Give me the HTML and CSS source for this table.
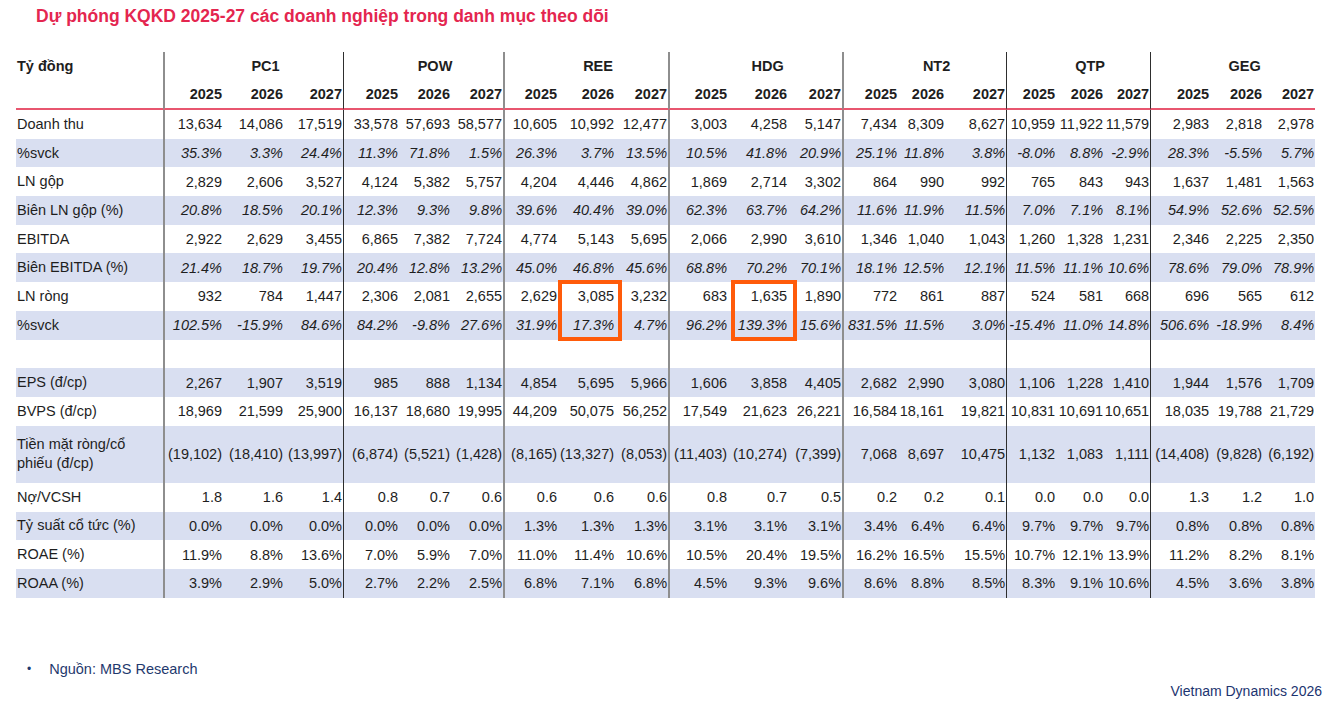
FILE: index.html
```html
<!DOCTYPE html>
<html lang="vi">
<head>
<meta charset="utf-8">
<title>Dự phóng KQKD 2025-27</title>
<link rel="stylesheet" href="styles.css">
</head>
<body>
<h1 class="title">Dự phóng KQKD 2025-27 các doanh nghiệp trong danh mục theo dõi</h1>
<div class="wrap">
<table class="fin">
<colgroup>
<col class="c-label">
<col style="width:60px"><col style="width:61px"><col style="width:59px">
<col style="width:56px"><col style="width:52px"><col style="width:52px">
<col style="width:55px"><col style="width:57px"><col style="width:53px">
<col style="width:60px"><col style="width:60px"><col style="width:54px">
<col style="width:56px"><col style="width:47px"><col style="width:61px">
<col style="width:50px"><col style="width:48px"><col style="width:46px">
<col style="width:60px"><col style="width:53px"><col style="width:52px">
</colgroup>
<thead>
<tr class="hd1"><th>Tỷ đồng</th><th colspan="3">PC1</th><th colspan="3">POW</th><th colspan="3">REE</th><th colspan="3">HDG</th><th colspan="3">NT2</th><th colspan="3">QTP</th><th colspan="3">GEG</th></tr>
<tr class="hd2"><th></th><th>2025</th><th>2026</th><th>2027</th><th>2025</th><th>2026</th><th>2027</th><th>2025</th><th>2026</th><th>2027</th><th>2025</th><th>2026</th><th>2027</th><th>2025</th><th>2026</th><th>2027</th><th>2025</th><th>2026</th><th>2027</th><th>2025</th><th>2026</th><th>2027</th></tr>
</thead>
<tbody>
<tr><td>Doanh thu</td><td>13,634</td><td>14,086</td><td>17,519</td><td>33,578</td><td>57,693</td><td>58,577</td><td>10,605</td><td>10,992</td><td>12,477</td><td>3,003</td><td>4,258</td><td>5,147</td><td>7,434</td><td>8,309</td><td>8,627</td><td>10,959</td><td>11,922</td><td>11,579</td><td>2,983</td><td>2,818</td><td>2,978</td></tr>
<tr class="band pct"><td>%svck</td><td>35.3%</td><td>3.3%</td><td>24.4%</td><td>11.3%</td><td>71.8%</td><td>1.5%</td><td>26.3%</td><td>3.7%</td><td>13.5%</td><td>10.5%</td><td>41.8%</td><td>20.9%</td><td>25.1%</td><td>11.8%</td><td>3.8%</td><td>-8.0%</td><td>8.8%</td><td>-2.9%</td><td>28.3%</td><td>-5.5%</td><td>5.7%</td></tr>
<tr><td>LN gộp</td><td>2,829</td><td>2,606</td><td>3,527</td><td>4,124</td><td>5,382</td><td>5,757</td><td>4,204</td><td>4,446</td><td>4,862</td><td>1,869</td><td>2,714</td><td>3,302</td><td>864</td><td>990</td><td>992</td><td>765</td><td>843</td><td>943</td><td>1,637</td><td>1,481</td><td>1,563</td></tr>
<tr class="band pct"><td>Biên LN gộp (%)</td><td>20.8%</td><td>18.5%</td><td>20.1%</td><td>12.3%</td><td>9.3%</td><td>9.8%</td><td>39.6%</td><td>40.4%</td><td>39.0%</td><td>62.3%</td><td>63.7%</td><td>64.2%</td><td>11.6%</td><td>11.9%</td><td>11.5%</td><td>7.0%</td><td>7.1%</td><td>8.1%</td><td>54.9%</td><td>52.6%</td><td>52.5%</td></tr>
<tr><td>EBITDA</td><td>2,922</td><td>2,629</td><td>3,455</td><td>6,865</td><td>7,382</td><td>7,724</td><td>4,774</td><td>5,143</td><td>5,695</td><td>2,066</td><td>2,990</td><td>3,610</td><td>1,346</td><td>1,040</td><td>1,043</td><td>1,260</td><td>1,328</td><td>1,231</td><td>2,346</td><td>2,225</td><td>2,350</td></tr>
<tr class="band pct"><td>Biên EBITDA (%)</td><td>21.4%</td><td>18.7%</td><td>19.7%</td><td>20.4%</td><td>12.8%</td><td>13.2%</td><td>45.0%</td><td>46.8%</td><td>45.6%</td><td>68.8%</td><td>70.2%</td><td>70.1%</td><td>18.1%</td><td>12.5%</td><td>12.1%</td><td>11.5%</td><td>11.1%</td><td>10.6%</td><td>78.6%</td><td>79.0%</td><td>78.9%</td></tr>
<tr><td>LN ròng</td><td>932</td><td>784</td><td>1,447</td><td>2,306</td><td>2,081</td><td>2,655</td><td>2,629</td><td>3,085</td><td>3,232</td><td>683</td><td>1,635</td><td>1,890</td><td>772</td><td>861</td><td>887</td><td>524</td><td>581</td><td>668</td><td>696</td><td>565</td><td>612</td></tr>
<tr class="band pct"><td>%svck</td><td>102.5%</td><td>-15.9%</td><td>84.6%</td><td>84.2%</td><td>-9.8%</td><td>27.6%</td><td>31.9%</td><td>17.3%</td><td>4.7%</td><td>96.2%</td><td>139.3%</td><td>15.6%</td><td>831.5%</td><td>11.5%</td><td>3.0%</td><td>-15.4%</td><td>11.0%</td><td>14.8%</td><td>506.6%</td><td>-18.9%</td><td>8.4%</td></tr>
<tr><td></td><td></td><td></td><td></td><td></td><td></td><td></td><td></td><td></td><td></td><td></td><td></td><td></td><td></td><td></td><td></td><td></td><td></td><td></td><td></td><td></td><td></td></tr>
<tr class="band"><td>EPS (đ/cp)</td><td>2,267</td><td>1,907</td><td>3,519</td><td>985</td><td>888</td><td>1,134</td><td>4,854</td><td>5,695</td><td>5,966</td><td>1,606</td><td>3,858</td><td>4,405</td><td>2,682</td><td>2,990</td><td>3,080</td><td>1,106</td><td>1,228</td><td>1,410</td><td>1,944</td><td>1,576</td><td>1,709</td></tr>
<tr><td>BVPS (đ/cp)</td><td>18,969</td><td>21,599</td><td>25,900</td><td>16,137</td><td>18,680</td><td>19,995</td><td>44,209</td><td>50,075</td><td>56,252</td><td>17,549</td><td>21,623</td><td>26,221</td><td>16,584</td><td>18,161</td><td>19,821</td><td>10,831</td><td>10,691</td><td>10,651</td><td>18,035</td><td>19,788</td><td>21,729</td></tr>
<tr class="band two"><td>Tiền mặt ròng/cổ<br>phiếu (đ/cp)</td><td>(19,102)</td><td>(18,410)</td><td>(13,997)</td><td>(6,874)</td><td>(5,521)</td><td>(1,428)</td><td>(8,165)</td><td>(13,327)</td><td>(8,053)</td><td>(11,403)</td><td>(10,274)</td><td>(7,399)</td><td>7,068</td><td>8,697</td><td>10,475</td><td>1,132</td><td>1,083</td><td>1,111</td><td>(14,408)</td><td>(9,828)</td><td>(6,192)</td></tr>
<tr><td>Nợ/VCSH</td><td>1.8</td><td>1.6</td><td>1.4</td><td>0.8</td><td>0.7</td><td>0.6</td><td>0.6</td><td>0.6</td><td>0.6</td><td>0.8</td><td>0.7</td><td>0.5</td><td>0.2</td><td>0.2</td><td>0.1</td><td>0.0</td><td>0.0</td><td>0.0</td><td>1.3</td><td>1.2</td><td>1.0</td></tr>
<tr class="band"><td>Tỷ suất cổ tức (%)</td><td>0.0%</td><td>0.0%</td><td>0.0%</td><td>0.0%</td><td>0.0%</td><td>0.0%</td><td>1.3%</td><td>1.3%</td><td>1.3%</td><td>3.1%</td><td>3.1%</td><td>3.1%</td><td>3.4%</td><td>6.4%</td><td>6.4%</td><td>9.7%</td><td>9.7%</td><td>9.7%</td><td>0.8%</td><td>0.8%</td><td>0.8%</td></tr>
<tr><td>ROAE (%)</td><td>11.9%</td><td>8.8%</td><td>13.6%</td><td>7.0%</td><td>5.9%</td><td>7.0%</td><td>11.0%</td><td>11.4%</td><td>10.6%</td><td>10.5%</td><td>20.4%</td><td>19.5%</td><td>16.2%</td><td>16.5%</td><td>15.5%</td><td>10.7%</td><td>12.1%</td><td>13.9%</td><td>11.2%</td><td>8.2%</td><td>8.1%</td></tr>
<tr class="band"><td>ROAA (%)</td><td>3.9%</td><td>2.9%</td><td>5.0%</td><td>2.7%</td><td>2.2%</td><td>2.5%</td><td>6.8%</td><td>7.1%</td><td>6.8%</td><td>4.5%</td><td>9.3%</td><td>9.6%</td><td>8.6%</td><td>8.8%</td><td>8.5%</td><td>8.3%</td><td>9.1%</td><td>10.6%</td><td>4.5%</td><td>3.6%</td><td>3.8%</td></tr>
</tbody>
</table>
<div class="hl hl-ree"></div>
<div class="hl hl-hdg"></div>
</div>
<p class="source"><span class="bullet">•</span><span>Nguồn: MBS Research</span></p>
<p class="brand">Vietnam Dynamics 2026</p>
</body>
</html>
```
FILE: styles.css
```css
html, body {
  margin: 0;
  padding: 0;
  background: #ffffff;
}
body {
  font-family: "Liberation Sans", Arial, sans-serif;
  color: #222222;
  width: 1327px;
  height: 702px;
  overflow: hidden;
}
.title {
  margin: 0;
  padding: 6px 0 0 36px;
  font-size: 17.5px;
  line-height: 20px;
  font-weight: bold;
  color: #e4264f;
}
.wrap {
  position: relative;
  margin: 26px 0 0 16px;
  width: 1299px;
}
.fin {
  border-collapse: separate;
  border-spacing: 0;
  table-layout: fixed;
  width: 1299px;
  font-size: 14.5px;
  color: #1e1e1e;
}
.c-label { width: 147px; }
.fin th, .fin td {
  padding: 0 1px 0 0;
  white-space: nowrap;
  text-align: right;
  vertical-align: middle;
  line-height: 18px;
  font-weight: normal;
}
.hd1 { height: 28px; }
.hd2 { height: 30px; }
.hd1 th {
  font-weight: bold;
  text-align: center;
  padding-left: 24px;
}
.hd1 th:first-child {
  text-align: left;
  padding-left: 1px;
}
.hd2 th {
  font-weight: bold;
  border-bottom: 2px solid #e8566f;
}
.fin tbody tr { height: 28.7px; }
.fin tbody tr.two { height: 57.4px; }
.fin tbody td:first-child {
  text-align: left;
  padding-left: 1px;
  white-space: normal;
  line-height: 19px;
}
.band { background: #d9dff1; }
.pct td:not(:first-child) { font-style: italic; }

/* group separators */
.hd1 th:nth-child(2), .hd1 th:nth-child(4), .hd1 th:nth-child(5), .hd1 th:nth-child(6),
.hd2 th:nth-child(2), .hd2 th:nth-child(8), .hd2 th:nth-child(11), .hd2 th:nth-child(14),
.fin tbody td:nth-child(2), .fin tbody td:nth-child(8), .fin tbody td:nth-child(11), .fin tbody td:nth-child(14) {
  border-left: 2px solid #8e8e8e;
}
.hd1 th:nth-child(3), .hd1 th:nth-child(7), .hd1 th:nth-child(8),
.hd2 th:nth-child(5), .hd2 th:nth-child(17), .hd2 th:nth-child(20),
.fin tbody td:nth-child(5), .fin tbody td:nth-child(17), .fin tbody td:nth-child(20) {
  border-left: 1px solid #2e2e2e;
}

.hl {
  position: absolute;
  box-sizing: border-box;
  border: 4px solid #ff5b0a;
  top: 228px;
  height: 61px;
}
.hl-ree { left: 542px; width: 64px; }
.hl-hdg { left: 715px; width: 66px; }

.source {
  margin: 62px 0 0 27px;
  display: flex;
  gap: 18px;
  font-size: 14.5px;
  line-height: 18px;
  color: #1f3a6e;
}
.bullet { font-size: 12px; }
.brand {
  margin: 4px 0 0 0;
  padding-right: 5px;
  text-align: right;
  font-size: 14px;
  line-height: 18px;
  color: #1c3470;
}
```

- Your objective:
Collect every line above that contains the word "table".

- Output for this exercise:
Give me the HTML and CSS source for this table.
<table class="fin">
</table>
  table-layout: fixed;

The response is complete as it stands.